Partindo de Descartes, Spinoza apresentou outras definições de substância, dos seus atributos e dos modos; porém o fez de uma forma nova. Por substância, ele entendeu “o que é em si e concebido por si, aquilo cujo conceito não necessita do conceito de outra coisa do qual deva ser formado”. Lembremos, neste momento, que Descartes definiu a substância como “algo que não necessita de outra coisa para existir”. Spinoza, a seu turno, dá a essa definição cartesiana de substância uma forma lógica, em cuja base está pressuposto o paralelismo entre ser e pensamento. Se é “em si” deve necessariamente ser concebido a priori a partir de si. No curso de seu pensamento, Spinoza esclarecerá que compreende o “ser em si” apenas no sentido de uma substância absoluta e divina.
Por atributo, Spinoza entende aquilo que o entendimento apreende de uma substância enquanto é constituinte da essência dessa substância. O atributo é, pois, uma característica da essência da substância. Destarte, Deus, a única substância necessariamente existente, possui atributos infinitos, dos quais, porém, só conhecemos o pensamento (cogitatio) e a extensão (extensio).
Ao dizer de Deus que tem atributos infinitos, Spinoza não deixa de ser pouco claro. Se estava querendo dizer que Deus ter infinitos atributos implica que tem todos os atributos, tal implicação não se sustenta, quando se considera o significado que nós atribuímos, normalmente, ao vocábulo “infinito”. Essa é uma questão que não nos interessará na presente discussão. Fica apenas aqui sugerida como um ponto de controvérsia entre os pesquisadores.
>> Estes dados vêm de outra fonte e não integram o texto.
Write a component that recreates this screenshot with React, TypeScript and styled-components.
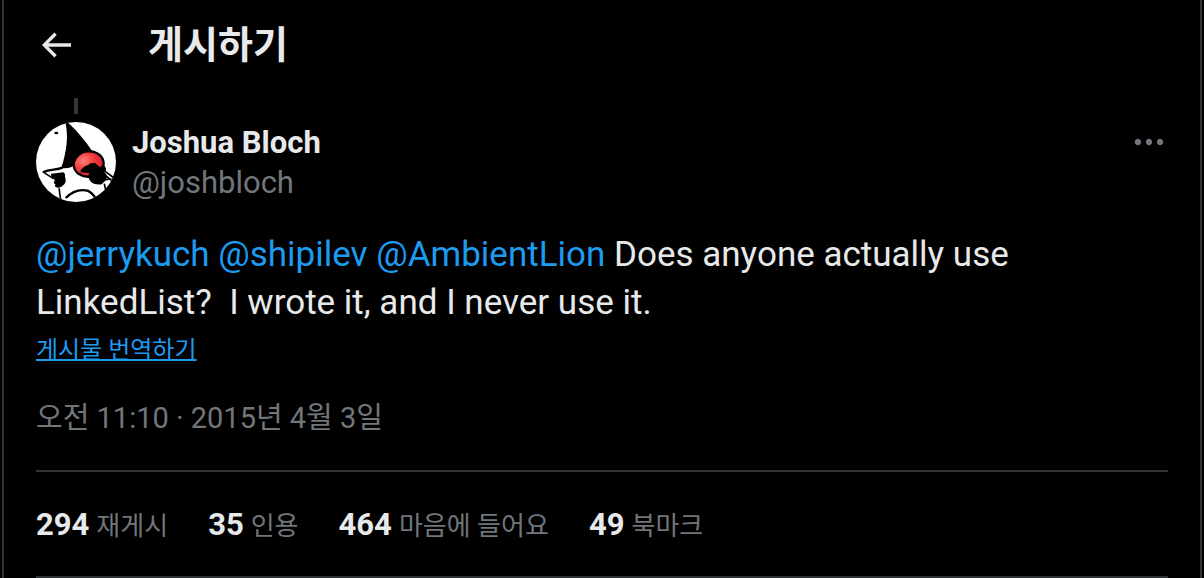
import React from "react";
import styled, { createGlobalStyle } from "styled-components";

const GlobalStyle = createGlobalStyle`
  *, *::before, *::after { box-sizing: border-box; }
  body {
    margin: 0;
    background: #000;
    color: #e7e9ea;
    font-family: Roboto, "Noto Sans CJK KR", sans-serif;
    font-size: 31px;
    line-height: 40px;
  }
`;

const Column = styled.main`
  margin: 0 2px;
  border: solid #2f3336;
  border-width: 0 2px;
  padding: 0 32px;
`;

const Header = styled.header`
  display: flex;
  align-items: center;
  gap: 72px;
  height: 90px;
`;

const IconButton = styled.button`
  display: flex;
  flex: none;
  padding: 0;
  border: 0;
  background: none;
  color: ${(p) => p.color};
  cursor: pointer;
`;

const Title = styled.h1`
  margin: 0;
  font-size: 38px;
  line-height: 48px;
  font-weight: 700;
`;

const ThreadLine = styled.div`
  width: 4px;
  height: 16px;
  margin: 8px 38px;
  background: #333639;
`;

const Author = styled.div`
  display: flex;
  align-items: flex-start;
  gap: 16px;
`;

const Avatar = styled.svg`
  flex: none;
  width: 80px;
  height: 80px;
`;

const Names = styled.div`
  display: flex;
  flex: 1;
  flex-direction: column;
  padding-top: 1px;
`;

const Name = styled.a`
  color: #e7e9ea;
  font-weight: 700;
  text-decoration: none;
`;

const Handle = styled.a`
  color: #71767b;
  text-decoration: none;
`;

const Body = styled.p`
  margin: 28px 0 0;
  font-size: 35px;
  line-height: 48px;
  white-space: pre-wrap;
`;

const Mention = styled.a`
  color: #1d9bf0;
  text-decoration: none;
`;

const Translate = styled.button`
  display: block;
  margin: 3px 0 0;
  padding: 0;
  border: 0;
  background: none;
  color: #1d9bf0;
  font: inherit;
  font-size: 24px;
  line-height: 40px;
  text-decoration: underline;
  text-decoration-thickness: 2px;
  cursor: pointer;
`;

const Posted = styled.time`
  display: block;
  margin: 28px 0 32px;
  color: #71767b;
  font-size: 29px;
`;

const Stats = styled.div`
  display: flex;
  flex-wrap: wrap;
  gap: 40px;
  padding: 33px 0 30px;
  border: solid #2f3336;
  border-width: 2px 0;
`;

const Stat = styled.a`
  display: flex;
  align-items: baseline;
  gap: 7px;
  color: #71767b;
  font-size: 26px;
  text-decoration: none;
`;

const Count = styled.strong`
  color: #e7e9ea;
  font-size: 31px;
`;

const stats = [
  { count: 294, label: "재게시" },
  { count: 35, label: "인용" },
  { count: 464, label: "마음에 들어요" },
  { count: 49, label: "북마크" },
];

const AvatarPicture = () => (
  <Avatar viewBox="0 0 240 240" role="img" aria-label="Joshua Bloch">
    <defs>
      <clipPath id="round">
        <circle cx="120" cy="120" r="120" />
      </clipPath>
      <radialGradient id="nose" cx="0.35" cy="0.35" r="0.7">
        <stop offset="0" stopColor="#ff8078" />
        <stop offset="0.5" stopColor="#f03a3c" />
        <stop offset="1" stopColor="#d81f28" />
      </radialGradient>
    </defs>
    <g clipPath="url(#round)">
      <rect width="240" height="240" fill="#fff" />
      <ellipse cx="61" cy="33" rx="6" ry="4" />
      <path d="M88 0C98 45 92 88 76 137C90 142 104 137 116 130C116 108 135 93 169 88C149 57 124 28 98 4Z" />
      <path d="M22 150C43 141 61 145 80 137" fill="none" stroke="#000" strokeWidth="7" />
      <path d="M20 149L52 170" stroke="#000" strokeWidth="5" />
      <path d="M45 155L82 151Q88 153 87 164Q92 178 85 187Q73 201 60 196Q54 191 59 187Q51 185 55 178Q61 175 46 166Z" />
      <path d="M69 199C72 210 70 220 75 234" fill="none" stroke="#000" strokeWidth="5" />
      <path d="M89 228C111 206 132 201 154 206C165 210 171 217 179 228" fill="none" stroke="#000" strokeWidth="7" />
      <ellipse cx="158" cy="126" rx="45" ry="38" fill="url(#nose)" stroke="#000" strokeWidth="7" transform="rotate(-8 158 126)" />
      <path d="M134 146Q142 132 157 129Q164 120 178 124Q185 130 191 135Q207 127 209 137Q213 143 205 151Q216 160 211 173L197 187Q174 190 162 176Q154 163 160 153Q147 153 134 151Z" />
      <path d="M203 145L240 172M209 161L234 182M200 174L227 171M205 185L209 205" stroke="#000" strokeWidth="5" />
    </g>
  </Avatar>
);

export default function App() {
  return (
    <>
      <GlobalStyle />
      <Column>
        <Header>
          <IconButton type="button" aria-label="뒤로" color="#e7e9ea">
            <svg width="40" height="40" viewBox="0 0 24 24" fill="currentColor">
              <path d="M7.414 13l5.043 5.04-1.414 1.42L3.586 12l7.457-7.46 1.414 1.42L7.414 11H21v2H7.414z" />
            </svg>
          </IconButton>
          <Title>게시하기</Title>
        </Header>
        <ThreadLine />
        <article>
          <Author>
            <AvatarPicture />
            <Names>
              <Name href="#joshbloch">Joshua Bloch</Name>
              <Handle href="#joshbloch">@joshbloch</Handle>
            </Names>
            <IconButton type="button" aria-label="더 보기" color="#71767b">
              <svg width="38" height="40" viewBox="0 0 24 24" fill="currentColor">
                <path d="M3 12c0-1.1.9-2 2-2s2 .9 2 2-.9 2-2 2-2-.9-2-2zm9 2c1.1 0 2-.9 2-2s-.9-2-2-2-2 .9-2 2 .9 2 2 2zm7 0c1.1 0 2-.9 2-2s-.9-2-2-2-2 .9-2 2 .9 2 2 2z" />
              </svg>
            </IconButton>
          </Author>
          <Body>
            <Mention href="#jerrykuch">@jerrykuch</Mention>{" "}
            <Mention href="#shipilev">@shipilev</Mention>{" "}
            <Mention href="#AmbientLion">@AmbientLion</Mention>
            {" Does anyone actually use LinkedList?  I wrote it, and I never use it."}
          </Body>
          <Translate type="button">게시물 번역하기</Translate>
          <Posted dateTime="2015-04-03T11:10">오전 11:10 · 2015년 4월 3일</Posted>
          <Stats>
            {stats.map((s) => (
              <Stat key={s.label} href="#stats">
                <Count>{s.count}</Count>
                {s.label}
              </Stat>
            ))}
          </Stats>
        </article>
      </Column>
    </>
  );
}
Quando Spinoza diz que dos atributos infinitos da substância divina só conhecemos o pensamento e a extensão, ele torna patente a influência que sobre seu pensamento exerceu Descartes, particularmente no momento em que este propôs a dicotomia da res cogitans (coisa pensante) e res extensa (coisa extensa). Mas essas duas substâncias foram interpretadas, na metafísica de Spinoza, como atributos da única substância existente, que é Deus. Spinoza pensou como atributos de uma única substância o que, na doutrina cartesiana, eram duas substâncias distintas.
modo, por sua vez, é a afecção da substância; é aquilo que existe em um outro. É um acidente enquanto inerente à substância. O modo deve ser concebido a partir da substância, que é o ontologicamente primeiro. Só há uma substância, e todas as coisas finitas são meros modos, afecções acidentais da substância. Destarte, o ens in se (ser em si) é concebido como ens a se (ser por si), assim como o ens in alio (ser em outro) é concebido como ens ab alio (ser de outro).
Todo contingente não existe substancialmente, mas apenas como modo da substância divina. Todas as coisas, incluindo nós, seres humanos, são modos de expressão e de desdobramento (ou emanação) de Deus (da Natureza ou Substância) no domínio da extensão (coisas corpóreas) ou do pensamento (seres espirituais), mas todos encerrados na única substância, que é Deus.
A unidade e a singularidade da substância de Deus que tudo sustenta e de onde tudo emana é o pensamento básico de Spinoza. Monismo substancialista, portanto: só há uma substância infinita. Esta substância é Deus enquanto causa de si.
Levo a cabo este texto, sugerindo que a Ética de Spinoza é, em última instância, um trabalho de inspiração religiosa. Parece bastante para prová-lo seu apelo a que os esforços humanos devam ser orientados para a união com Deus – união que se expressa na fórmula amor Dei intellectualis (o amor intelectual a Deus). Esse amor intelectual a Deus é um contentamento com a ideia de Deus como causa (não se confunde com o amor cristão a Deus). O amor intelectual a Deus é eterno, assim como o é o próprio Deus.

Summum mentis bonum est cognitio Dei – “o bem supremo da alma é o conhecimento de Deus”. É também a virtude suprema. É preciso, no entanto, enfatizar a ideia de que Spinoza só conserva a transcendência de Deus na medida em que afirma a infinidade de seus atributos, a qual nos é incognoscível. Mas esse Deus, quando considerado nos termos dos dois atributos que nos são cognoscíveis – o pensamento e a extensão -, é um Deus imanente ao mundo; é, decerto, o fundamento substancial do mundo, e não um Criador livre, nem um Deus vivo e pessoal, como o da tradição judaico-cristã. O Deus spinozista, a substância infinita e única é tão-só o princípio de consequências matemáticas necessárias.